Wearable devices such as smartwatches and smartphone applications offer a more convenient option for sleep science. However, such devices generally track only basic metrics, such as sleep duration, and many people enlisted into studies find such devices uncomfortable to wear when they go to bed.

The new research sidesteps these limitations by exploiting Channel State Information (CSI), this is a metric derived from Wi-Fi signals that captures how electromagnetic waves propagate through space. When a person moves or changes posture during sleep, these subtle shifts alter the amplitude of the Wi-Fi signals that permeate the bedroom. By statistically modelling these variations, the researchers explain that it is possible to detect static sleep positions and nocturnal movements without the need for the subject in the study to wear specialist sensors or even their own smartwatch.

Data collection simply involves the use of a system of Wi-Fi antennae that work on a range of frequency channels.

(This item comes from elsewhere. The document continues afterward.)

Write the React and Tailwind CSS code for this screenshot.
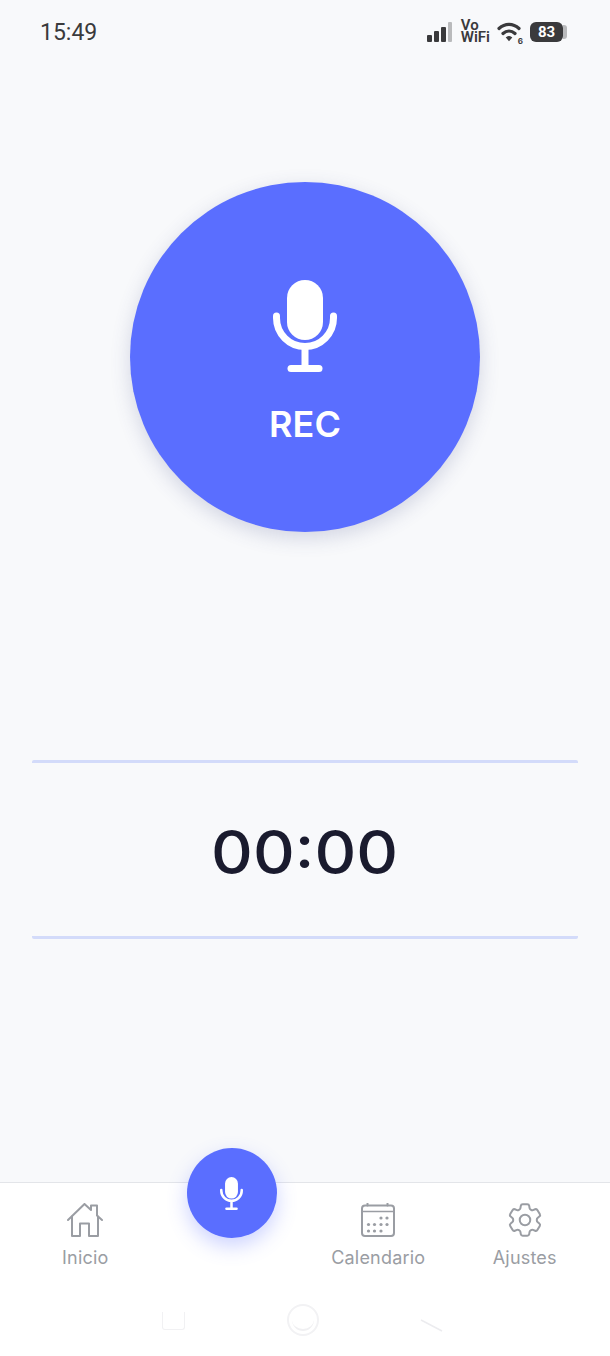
import React from "react";
import { HiOutlineCog6Tooth } from "react-icons/hi2";

const MicIcon = ({ className }) => (
  <svg viewBox="0 0 64 92" className={className} fill="none" stroke="currentColor" strokeWidth="7" strokeLinecap="round">
    <rect x="14" y="0" width="36" height="60" rx="18" fill="currentColor" stroke="none" />
    <path d="M3.5 36v2a28.5 28.5 0 0 0 57 0v-2" />
    <path d="M32 68v20" />
    <path d="M18 88.5h28" />
  </svg>
);

const HomeIcon = () => (
  <svg viewBox="0 0 36 34" className="h-[34px] w-[36px]" fill="none" stroke="currentColor" strokeWidth="2" strokeLinecap="round" strokeLinejoin="round">
    <path d="M1 17 17.5 1 24 7V2.5h6v10l5 4.5" />
    <path d="M5 13.5V33h8V20.5h9V33h9V13.5" />
  </svg>
);

const CalendarIcon = () => (
  <svg viewBox="0 0 34 34" className="h-[34px] w-[34px]" fill="none" stroke="currentColor" strokeWidth="2" strokeLinecap="round">
    <rect x="1" y="2.5" width="32" height="30.5" rx="3" />
    <path d="M1 8.5h32" strokeWidth="1.6" />
    <path d="M6.5 0.5v2M26.5 0.5v2" />
    <g fill="currentColor" stroke="none">
      <circle cx="20" cy="15" r="1.6" />
      <circle cx="26" cy="15" r="1.6" />
      <circle cx="7.5" cy="21.5" r="1.6" />
      <circle cx="13.5" cy="21.5" r="1.6" />
      <circle cx="20" cy="21.5" r="1.6" />
      <circle cx="26" cy="21.5" r="1.6" />
      <circle cx="7.5" cy="28" r="1.6" />
      <circle cx="13.5" cy="28" r="1.6" />
      <circle cx="20" cy="28" r="1.6" />
    </g>
  </svg>
);

const SignalIcon = () => (
  <svg viewBox="0 0 26 20" className="h-[20px] w-[26px]">
    <rect x="0" y="13" width="5" height="7" rx="1" fill="#3a3a3c" />
    <rect x="7" y="9" width="5" height="11" rx="1" fill="#3a3a3c" />
    <rect x="14" y="5" width="5" height="15" rx="1" fill="#3a3a3c" />
    <rect x="21" y="0" width="4" height="20" rx="1" fill="#b9babc" />
  </svg>
);

const WifiIcon = () => (
  <svg viewBox="0 0 26 20" className="h-[20px] w-[26px]" fill="none" stroke="#3a3a3c" strokeWidth="3.2" strokeLinecap="round">
    <path d="M2 6.5C8 1 16 1 22 6.5" />
    <path d="M6 11.5c3.6-3.2 8.4-3.2 12 0" />
    <path d="M9.8 15.5 12 18l2.2-2.5c-1.3-1-3.1-1-4.4 0z" fill="#3a3a3c" strokeWidth="1.5" />
  </svg>
);

const NavItem = ({ icon, label }) => (
  <div className="flex flex-col items-center pt-5 text-[#9a9da3]">
    {icon}
    <span className="mt-[10px] text-[18px] leading-[22px] tracking-[0.2px]">{label}</span>
  </div>
);

export default function App() {
  return (
    <div className="flex h-[1356px] w-[610px] flex-col overflow-hidden bg-[#f8f9fb] font-['Inter',sans-serif]">
      <header className="flex h-[64px] items-center justify-between pl-10 pr-[43px]">
        <span className="font-['Roboto',sans-serif] text-[23px] leading-none text-[#3a3a3c]">15:49</span>
        <div className="flex items-center">
          <SignalIcon />
          <span className="-mt-[3px] ml-[8px] font-['Roboto',sans-serif] text-[15px] font-semibold leading-[12px] text-[#3a3a3c]">
            Vo
            <br />
            WiFi
          </span>
          <div className="relative ml-[7px]">
            <WifiIcon />
            <span className="absolute right-0 bottom-[-3px] text-[8px] font-bold leading-none text-[#3a3a3c]">6</span>
          </div>
          <div className="ml-[7px] flex items-center">
            <div className="flex h-[20px] w-[33px] items-center justify-center rounded-[6px] bg-[#3a3a3c] font-['Roboto',sans-serif] text-[15px] font-bold text-white">83</div>
            <div className="h-[14px] w-[4px] rounded-r-[3px] bg-[#b9babc]" />
          </div>
        </div>
      </header>

      <main className="flex flex-1 flex-col items-center">
        <div className="mt-[118px] flex h-[350px] w-[350px] flex-col items-center rounded-full bg-[#5a6eff] pt-[98px] text-white shadow-[0_6px_20px_rgba(60,70,130,0.2)]">
          <MicIcon className="h-[92px] w-[64px]" />
          <span className="mt-[30px] text-[36px] font-semibold leading-[44px]">REC</span>
        </div>

        <div className="mt-[228px] flex h-[179px] w-[546px] items-center justify-center rounded-[2px] border-y-[3px] border-[#d3dbfa] pt-[5px]">
          <span className="scale-x-[1.08] text-[60px] font-medium leading-none text-[#1a1b2e]">00:00</span>
        </div>
      </main>

      <nav className="h-[174px] border-t border-[#e3e5e9] bg-white">
        <div className="grid grid-cols-4 px-3">
          <NavItem icon={<HomeIcon />} label="Inicio" />
          <div className="flex justify-center">
            <button className="-mt-[35px] flex h-[90px] w-[90px] items-center justify-center rounded-full bg-[#5a6eff] text-white shadow-[0_8px_20px_rgba(90,110,255,0.3)]">
              <MicIcon className="h-[33px] w-[23px]" />
            </button>
          </div>
          <NavItem icon={<CalendarIcon />} label="Calendario" />
          <div className="flex flex-col items-center pt-4 text-[#9a9da3]">
            <HiOutlineCog6Tooth className="h-[42px] w-[42px]" strokeWidth={1.15} />
            <span className="mt-[6px] text-[18px] leading-[22px] tracking-[0.2px]">Ajustes</span>
          </div>
        </div>
        <div className="mt-[35px] flex items-start">
          <div className="ml-[162px] mt-[8px] h-[18px] w-[23px] rounded-b-[3px] border border-t-0 border-[#f1f1f3]" />
          <div className="ml-[102px] flex h-[32px] w-[32px] items-center justify-center rounded-full border-2 border-[#f2f2f4]">
            <div className="h-[22px] w-[22px] rounded-full border-b-2 border-[#f0f0f2]" />
          </div>
          <svg viewBox="0 0 23 13" className="ml-[101px] mt-[15px] h-[13px] w-[23px]" fill="none" stroke="#ececef" strokeWidth="1.5">
            <path d="M1 1l21 11" />
          </svg>
        </div>
      </nav>
    </div>
  );
}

The collected signal data is then subject to a statistical analysis, a probability density function, that examines how likely different signal amplitudes are to occur when associated with a person’s movements during sleep. The team says their approach achieves recognition rates of more than 95% for common sleep positions and nocturnal movements.

The technology will be useful to sleep researchers but could be extended to monitoring older people and the mobility-impaired. The same Wi-Fi analysis might be operated in real-time to spot irregular movements, falls, or sleep disturbances and so allow for more timely interventions or assistance.

Liu, Y., Cao, Z. and Hu, M. (2025) ‘Sleep behaviour monitoring based on the probability density model’, Int. J. Sensor Networks, Vol. 48, No. 4, pp.227–240.